Rule 6: Do your research

Always be confident that you’re making your purchase via a trustworthy seller. Ask yourself a few questions to be sure: Are they a household name? If so, are you sure you are on their legitimate website and not a “lookalike”? Check the website address carefully. Do they have positive online reviews from trusted reviewers such as TrustPilot, Feefo, etc? Are complaints being made about them on social media? Doing a quick search is the best way to put your mind at ease and ensure you don’t lose any money!

Rule 7: Check the small print

Being aware of your statutory rights as well as the company’s shipping and returns policies before you hit that final button at checkout is vital. If there’s a long delay before your purchase can be shipped, ask yourself why. Make sure any shipping charges are stated before confirming your purchase to avoid additional charges being made against your payment method. Are you able to return your purchase for a full refund should it not be as advertised? This is particularly important if you are buying something from an international retailer as lead times might be longer and returns could be costly or difficult.

Check the small print

Rule 8: Credit is always better than debit

You will have more protection if you use a credit card rather than a debit card. Credit card providers have an additional layer of security and fraud protection to make sure you stay safe. Simply make sure you pay the credit card off in full at the end of the month to ensure you don’t get charged any interest. Alternatively, online services like PayPal mean scammers will not be able to get hold of your bank details.
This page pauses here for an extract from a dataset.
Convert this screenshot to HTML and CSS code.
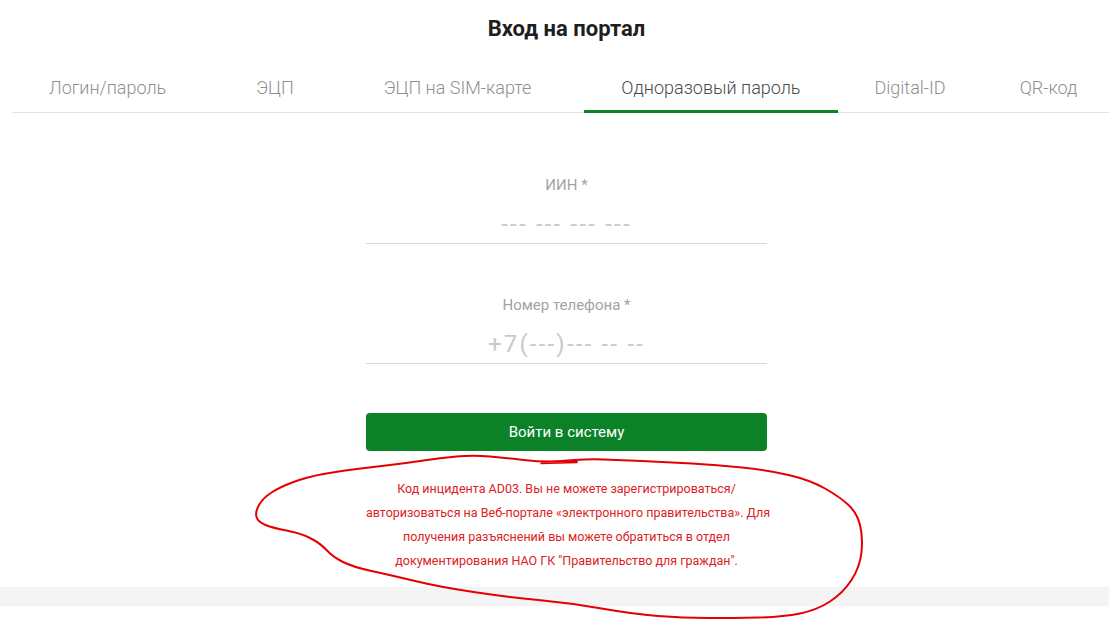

Rule 9: Be wary of links in emails

If you receive a parcel tracking link in an email from a delivery company, are you expecting it? Can you be sure that this is in relation to a purchase you have actually made? Scammers are devious and known to send emails appearing to be from well-known carrier companies at the times when people are likely to be making an increased level of online purchases (such as Black Friday, Cyber Monday or Amazon Prime Day), tricking shoppers into clicking links that can download harmful applications or harvest personal data.

Rule 10: If a deal looks too good to be true, it probably is

Our final tip for safe online shopping dates back, in its original form, to the late 16th Century… well before online shopping! And it’s as true now, as it was then. Don’t let excitement turn off your common sense, that’s exactly the response the scammers are after! So, if something is telling you it doesn’t seem right, steer clear.

If it's too good to be true, it usually is.

So, stay safe folks and have a very Merry Christmas!!